==== Source excerpt

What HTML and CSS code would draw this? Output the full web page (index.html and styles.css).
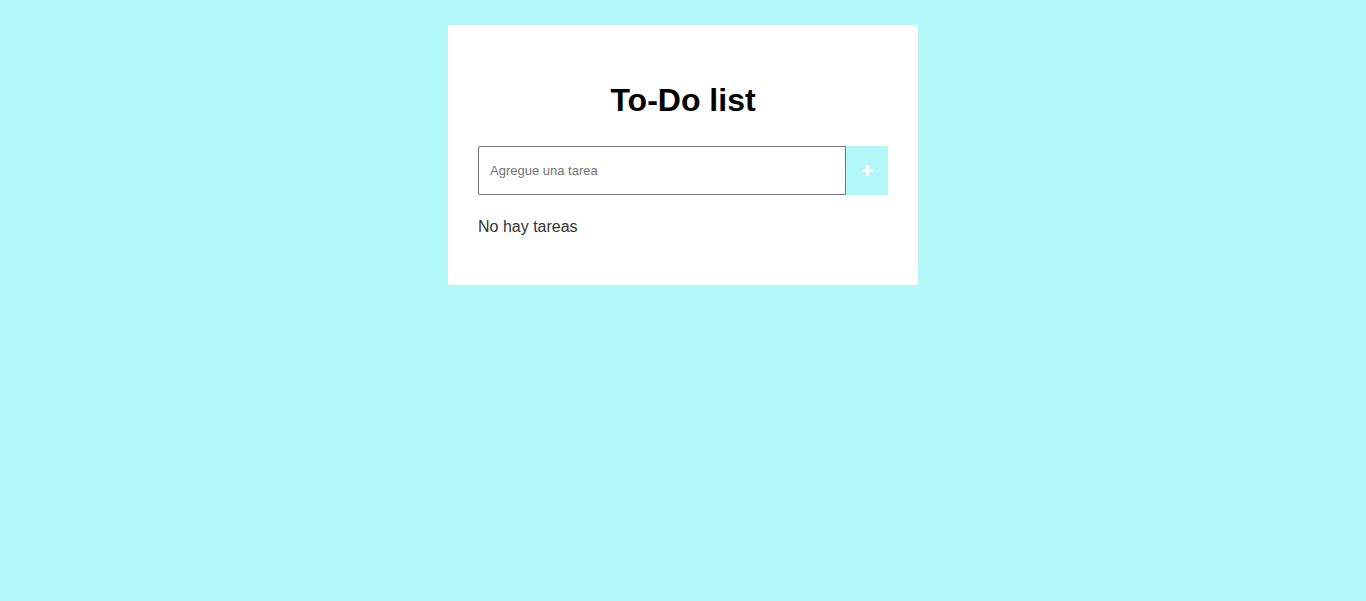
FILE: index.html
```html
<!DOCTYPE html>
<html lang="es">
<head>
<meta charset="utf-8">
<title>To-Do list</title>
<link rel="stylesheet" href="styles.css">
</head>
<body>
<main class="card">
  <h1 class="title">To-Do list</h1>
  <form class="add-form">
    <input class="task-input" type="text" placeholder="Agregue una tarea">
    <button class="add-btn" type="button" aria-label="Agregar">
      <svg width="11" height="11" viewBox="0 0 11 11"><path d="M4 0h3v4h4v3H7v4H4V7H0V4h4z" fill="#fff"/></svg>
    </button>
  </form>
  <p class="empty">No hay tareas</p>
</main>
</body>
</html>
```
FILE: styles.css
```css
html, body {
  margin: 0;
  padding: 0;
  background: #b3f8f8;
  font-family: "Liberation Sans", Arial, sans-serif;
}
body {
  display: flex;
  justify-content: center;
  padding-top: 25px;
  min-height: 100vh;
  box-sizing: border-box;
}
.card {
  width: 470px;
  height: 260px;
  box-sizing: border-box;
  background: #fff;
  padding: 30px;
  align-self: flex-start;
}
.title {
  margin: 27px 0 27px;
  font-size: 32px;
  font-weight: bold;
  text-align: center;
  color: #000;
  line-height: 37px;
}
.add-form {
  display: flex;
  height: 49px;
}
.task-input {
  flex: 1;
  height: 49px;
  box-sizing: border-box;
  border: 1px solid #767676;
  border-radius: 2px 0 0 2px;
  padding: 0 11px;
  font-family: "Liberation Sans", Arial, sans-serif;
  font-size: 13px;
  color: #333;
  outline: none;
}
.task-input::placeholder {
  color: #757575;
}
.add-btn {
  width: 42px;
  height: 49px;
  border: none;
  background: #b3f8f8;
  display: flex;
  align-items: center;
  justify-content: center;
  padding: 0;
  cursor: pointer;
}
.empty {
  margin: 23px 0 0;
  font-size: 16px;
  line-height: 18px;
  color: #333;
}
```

========

Exercise details: Of the lines in the material, how many include "index"? Respond with the number alone.

Right answer: 2